(Aim of the exercise) Gather up all lines that carry the word "React".
--- START OF Dataset ---
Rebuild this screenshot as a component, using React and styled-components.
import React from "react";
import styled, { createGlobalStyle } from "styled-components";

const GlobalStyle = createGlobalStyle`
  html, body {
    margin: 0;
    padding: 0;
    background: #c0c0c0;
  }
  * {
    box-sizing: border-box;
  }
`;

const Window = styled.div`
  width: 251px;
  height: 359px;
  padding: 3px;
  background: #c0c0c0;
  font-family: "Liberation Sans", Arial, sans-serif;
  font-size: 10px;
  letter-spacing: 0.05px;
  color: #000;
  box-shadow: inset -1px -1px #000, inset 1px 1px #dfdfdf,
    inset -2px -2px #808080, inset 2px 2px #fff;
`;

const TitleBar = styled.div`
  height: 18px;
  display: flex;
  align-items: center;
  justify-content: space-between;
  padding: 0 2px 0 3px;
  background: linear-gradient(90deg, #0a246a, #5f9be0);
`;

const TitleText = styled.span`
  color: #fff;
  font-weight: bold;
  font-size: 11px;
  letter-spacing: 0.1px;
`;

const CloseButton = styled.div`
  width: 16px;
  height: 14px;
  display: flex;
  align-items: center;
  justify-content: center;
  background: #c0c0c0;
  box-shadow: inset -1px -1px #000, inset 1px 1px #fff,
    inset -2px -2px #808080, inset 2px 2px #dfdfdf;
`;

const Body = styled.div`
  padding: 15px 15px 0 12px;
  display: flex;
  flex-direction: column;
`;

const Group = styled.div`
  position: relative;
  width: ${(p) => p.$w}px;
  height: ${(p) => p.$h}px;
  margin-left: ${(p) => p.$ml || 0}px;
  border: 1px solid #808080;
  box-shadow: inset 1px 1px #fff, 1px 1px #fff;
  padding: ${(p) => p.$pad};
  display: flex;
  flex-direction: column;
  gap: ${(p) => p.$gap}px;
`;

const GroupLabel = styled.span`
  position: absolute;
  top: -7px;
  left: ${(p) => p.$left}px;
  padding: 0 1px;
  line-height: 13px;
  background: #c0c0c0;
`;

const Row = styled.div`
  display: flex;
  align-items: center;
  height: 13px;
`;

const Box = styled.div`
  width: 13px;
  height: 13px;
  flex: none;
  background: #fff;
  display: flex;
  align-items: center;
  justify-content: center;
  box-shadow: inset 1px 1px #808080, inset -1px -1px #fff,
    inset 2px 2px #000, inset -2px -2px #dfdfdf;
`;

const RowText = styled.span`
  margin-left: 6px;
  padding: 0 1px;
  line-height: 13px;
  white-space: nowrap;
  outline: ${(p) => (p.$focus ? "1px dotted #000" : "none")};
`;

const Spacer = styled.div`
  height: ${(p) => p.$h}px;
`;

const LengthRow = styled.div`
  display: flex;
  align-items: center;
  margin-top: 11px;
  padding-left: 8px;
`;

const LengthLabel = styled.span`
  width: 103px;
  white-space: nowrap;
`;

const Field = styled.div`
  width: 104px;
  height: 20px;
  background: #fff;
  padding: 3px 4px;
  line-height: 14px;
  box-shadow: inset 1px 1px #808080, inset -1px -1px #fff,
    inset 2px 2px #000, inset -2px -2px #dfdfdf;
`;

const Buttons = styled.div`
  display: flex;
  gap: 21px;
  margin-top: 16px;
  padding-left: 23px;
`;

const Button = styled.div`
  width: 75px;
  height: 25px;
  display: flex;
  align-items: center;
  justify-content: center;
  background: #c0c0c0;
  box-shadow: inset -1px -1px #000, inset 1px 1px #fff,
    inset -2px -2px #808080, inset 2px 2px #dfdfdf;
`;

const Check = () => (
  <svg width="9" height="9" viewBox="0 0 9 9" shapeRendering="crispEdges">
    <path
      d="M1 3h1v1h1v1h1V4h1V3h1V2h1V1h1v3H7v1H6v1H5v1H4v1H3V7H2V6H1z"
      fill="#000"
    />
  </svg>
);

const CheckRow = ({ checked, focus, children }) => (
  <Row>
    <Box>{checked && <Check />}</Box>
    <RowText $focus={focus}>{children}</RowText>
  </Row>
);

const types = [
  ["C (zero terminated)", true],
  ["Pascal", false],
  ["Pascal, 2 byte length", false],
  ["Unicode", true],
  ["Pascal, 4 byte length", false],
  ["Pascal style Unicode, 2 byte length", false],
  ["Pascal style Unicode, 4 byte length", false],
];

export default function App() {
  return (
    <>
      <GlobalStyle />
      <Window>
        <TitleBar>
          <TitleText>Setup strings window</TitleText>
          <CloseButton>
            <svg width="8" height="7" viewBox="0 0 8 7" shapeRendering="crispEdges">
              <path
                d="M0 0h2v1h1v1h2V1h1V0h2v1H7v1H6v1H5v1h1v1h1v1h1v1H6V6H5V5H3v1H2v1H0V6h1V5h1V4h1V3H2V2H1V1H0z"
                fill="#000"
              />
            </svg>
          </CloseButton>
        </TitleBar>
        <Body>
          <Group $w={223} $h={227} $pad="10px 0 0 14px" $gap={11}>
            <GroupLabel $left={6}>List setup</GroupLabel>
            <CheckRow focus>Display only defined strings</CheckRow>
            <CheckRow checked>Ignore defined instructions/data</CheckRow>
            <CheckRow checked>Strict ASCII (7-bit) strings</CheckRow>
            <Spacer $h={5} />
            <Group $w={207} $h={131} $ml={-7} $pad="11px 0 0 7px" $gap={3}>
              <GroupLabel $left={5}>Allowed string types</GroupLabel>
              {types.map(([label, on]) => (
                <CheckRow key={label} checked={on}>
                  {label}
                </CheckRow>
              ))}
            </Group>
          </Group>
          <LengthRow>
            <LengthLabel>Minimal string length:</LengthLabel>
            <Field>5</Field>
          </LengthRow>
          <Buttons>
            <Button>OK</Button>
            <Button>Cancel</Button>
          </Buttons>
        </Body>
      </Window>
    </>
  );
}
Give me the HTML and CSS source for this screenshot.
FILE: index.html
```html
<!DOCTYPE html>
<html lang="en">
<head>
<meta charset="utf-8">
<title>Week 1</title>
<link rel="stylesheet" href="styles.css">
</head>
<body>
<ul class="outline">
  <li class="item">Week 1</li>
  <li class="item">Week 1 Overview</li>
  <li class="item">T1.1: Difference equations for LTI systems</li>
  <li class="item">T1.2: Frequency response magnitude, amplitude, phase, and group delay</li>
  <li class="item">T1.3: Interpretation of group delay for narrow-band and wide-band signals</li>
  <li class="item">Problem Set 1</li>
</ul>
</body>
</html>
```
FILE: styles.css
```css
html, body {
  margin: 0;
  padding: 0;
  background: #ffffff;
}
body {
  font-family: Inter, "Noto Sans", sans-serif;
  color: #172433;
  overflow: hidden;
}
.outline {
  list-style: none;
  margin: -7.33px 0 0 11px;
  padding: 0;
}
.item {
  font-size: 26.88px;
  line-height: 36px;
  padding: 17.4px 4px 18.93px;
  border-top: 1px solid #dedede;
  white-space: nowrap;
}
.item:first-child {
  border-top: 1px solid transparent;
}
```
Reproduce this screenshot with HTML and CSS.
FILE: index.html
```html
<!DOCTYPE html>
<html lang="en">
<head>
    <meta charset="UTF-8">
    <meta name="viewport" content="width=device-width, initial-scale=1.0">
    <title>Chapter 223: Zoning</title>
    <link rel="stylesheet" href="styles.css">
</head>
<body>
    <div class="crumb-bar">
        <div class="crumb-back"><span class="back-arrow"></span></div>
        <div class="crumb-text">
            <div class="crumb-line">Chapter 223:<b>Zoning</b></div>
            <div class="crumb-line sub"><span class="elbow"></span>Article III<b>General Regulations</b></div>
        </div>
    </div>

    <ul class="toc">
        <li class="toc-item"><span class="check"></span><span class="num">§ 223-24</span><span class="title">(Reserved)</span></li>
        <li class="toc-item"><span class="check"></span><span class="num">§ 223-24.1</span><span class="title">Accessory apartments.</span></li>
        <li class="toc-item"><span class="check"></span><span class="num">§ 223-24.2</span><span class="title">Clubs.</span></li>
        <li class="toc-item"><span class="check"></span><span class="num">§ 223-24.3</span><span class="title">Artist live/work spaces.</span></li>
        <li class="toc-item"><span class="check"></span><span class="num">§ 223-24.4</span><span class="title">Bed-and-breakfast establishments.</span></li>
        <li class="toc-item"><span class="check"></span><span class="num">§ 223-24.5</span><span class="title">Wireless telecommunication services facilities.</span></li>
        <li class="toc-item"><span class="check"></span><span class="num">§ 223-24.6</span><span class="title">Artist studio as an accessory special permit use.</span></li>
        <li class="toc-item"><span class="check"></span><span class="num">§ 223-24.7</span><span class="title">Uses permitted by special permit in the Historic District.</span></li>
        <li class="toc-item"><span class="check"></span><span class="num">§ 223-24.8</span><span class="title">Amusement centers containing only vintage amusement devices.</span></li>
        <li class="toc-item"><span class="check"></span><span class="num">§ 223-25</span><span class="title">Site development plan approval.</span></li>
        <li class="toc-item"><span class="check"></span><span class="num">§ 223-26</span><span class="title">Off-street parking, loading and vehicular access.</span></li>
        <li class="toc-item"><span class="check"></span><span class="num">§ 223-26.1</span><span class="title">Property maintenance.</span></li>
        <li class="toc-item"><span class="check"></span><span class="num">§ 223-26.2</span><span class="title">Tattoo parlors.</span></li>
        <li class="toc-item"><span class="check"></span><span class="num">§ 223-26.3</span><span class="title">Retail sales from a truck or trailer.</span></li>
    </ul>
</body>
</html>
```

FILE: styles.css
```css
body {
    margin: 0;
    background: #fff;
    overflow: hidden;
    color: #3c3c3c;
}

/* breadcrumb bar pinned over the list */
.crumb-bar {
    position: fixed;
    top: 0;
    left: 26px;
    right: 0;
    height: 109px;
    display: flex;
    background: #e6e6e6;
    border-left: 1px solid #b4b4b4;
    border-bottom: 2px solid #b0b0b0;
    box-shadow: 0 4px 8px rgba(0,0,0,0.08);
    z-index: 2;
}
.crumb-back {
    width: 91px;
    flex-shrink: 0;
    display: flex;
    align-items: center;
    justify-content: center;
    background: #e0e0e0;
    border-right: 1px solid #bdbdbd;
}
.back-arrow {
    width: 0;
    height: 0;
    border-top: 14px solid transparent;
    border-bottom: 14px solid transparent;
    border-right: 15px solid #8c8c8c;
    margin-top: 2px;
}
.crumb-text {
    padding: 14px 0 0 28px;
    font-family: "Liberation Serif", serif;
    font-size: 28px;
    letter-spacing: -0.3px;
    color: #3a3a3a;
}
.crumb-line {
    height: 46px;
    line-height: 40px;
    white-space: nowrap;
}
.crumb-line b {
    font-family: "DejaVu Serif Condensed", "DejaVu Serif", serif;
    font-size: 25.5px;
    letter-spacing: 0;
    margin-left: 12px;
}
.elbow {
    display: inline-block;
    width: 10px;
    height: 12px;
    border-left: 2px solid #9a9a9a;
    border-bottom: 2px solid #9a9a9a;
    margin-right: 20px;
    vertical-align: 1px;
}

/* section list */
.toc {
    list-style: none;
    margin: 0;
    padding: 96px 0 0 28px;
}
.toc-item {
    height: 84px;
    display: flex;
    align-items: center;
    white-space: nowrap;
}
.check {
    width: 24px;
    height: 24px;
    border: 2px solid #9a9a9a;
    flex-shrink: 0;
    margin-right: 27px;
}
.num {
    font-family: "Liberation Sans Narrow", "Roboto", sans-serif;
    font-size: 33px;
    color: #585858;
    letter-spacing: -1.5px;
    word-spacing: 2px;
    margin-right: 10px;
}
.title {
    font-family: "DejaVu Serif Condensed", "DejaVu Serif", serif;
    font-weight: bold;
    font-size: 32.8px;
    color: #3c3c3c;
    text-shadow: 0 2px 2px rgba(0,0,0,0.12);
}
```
--- END OF Dataset ---
(Solution below)
Rebuild this screenshot as a component, using React and styled-components.
import React from "react";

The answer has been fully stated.